Any and all of these tactics should be deployed immediately if we are to see any future for the citizens of Darfur.
But if, after all of the committee meetings and brainstorming sessions and discussions and plans about how and when to act, we still find ourselves unwilling to embark on real solutions, than we must cease and desist with all the tough talk. Please, no more mention of no-fly zones and possible NATO intervention forces. Refrain from using the word "genocide" that demands our government respond as put forth by the United Nations Convention on the Prevention and Punishment of the Crime of Genocide, an agreement of which we are a signatory. Forgo the lamenting of lost souls in this latest, useless conflict - just write them off, and then let's by all means please, please banish forever from our lexicon the phrase, "Never Again." This empty rhetoric is an insult to those in jeopardy and puts the world on notice that where mass atrocities are concerned, America is all bark and no bite.

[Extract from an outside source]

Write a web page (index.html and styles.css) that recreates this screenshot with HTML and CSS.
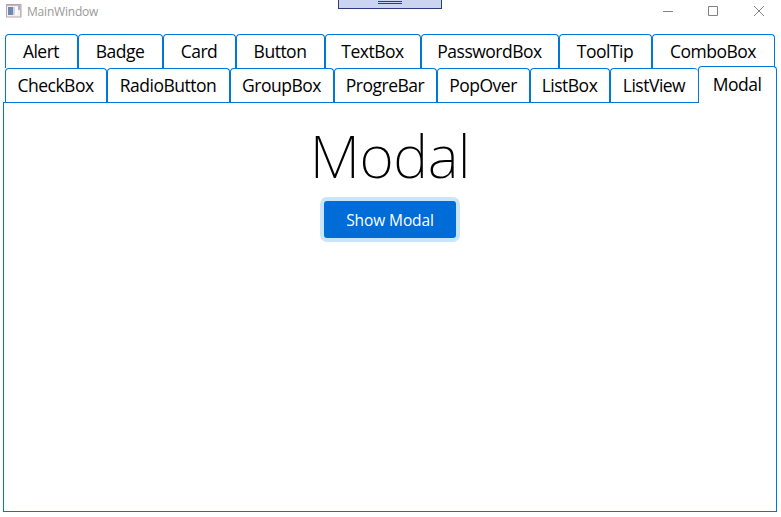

Perhaps, however, we should look at this a different way. Maybe what is required for our more strenuous involvement is for folks to step it up. Maybe 500,000 dead is simply not enough to warrant action. Maybe a million is more like the target number. I'm serious about this. The "M" word does feature very significantly in our collective consciousness. Perhaps when we can say, "one million Darfurians dead" an alarm will go off and the public outcry will be so deafening that our leaders will face taking action or being run out of office on a rail. At the rate things are moving it will only take four more years to reach this threshold - two years into the term of our next president. Will this crisis be but one of many items on his or her "to do" list or will there have been significant action such as to have made this issue one of careful maintenance rather than more abject consternation? We obviously don't have the answer, but in this Committee's inaugural meeting, I can think of no better issue for you to wrestle with as concerned citizens everywhere stand by to see who will get the ten count - you or genocide.

So again, ladies and gentlemen, I pose the question; what will you do?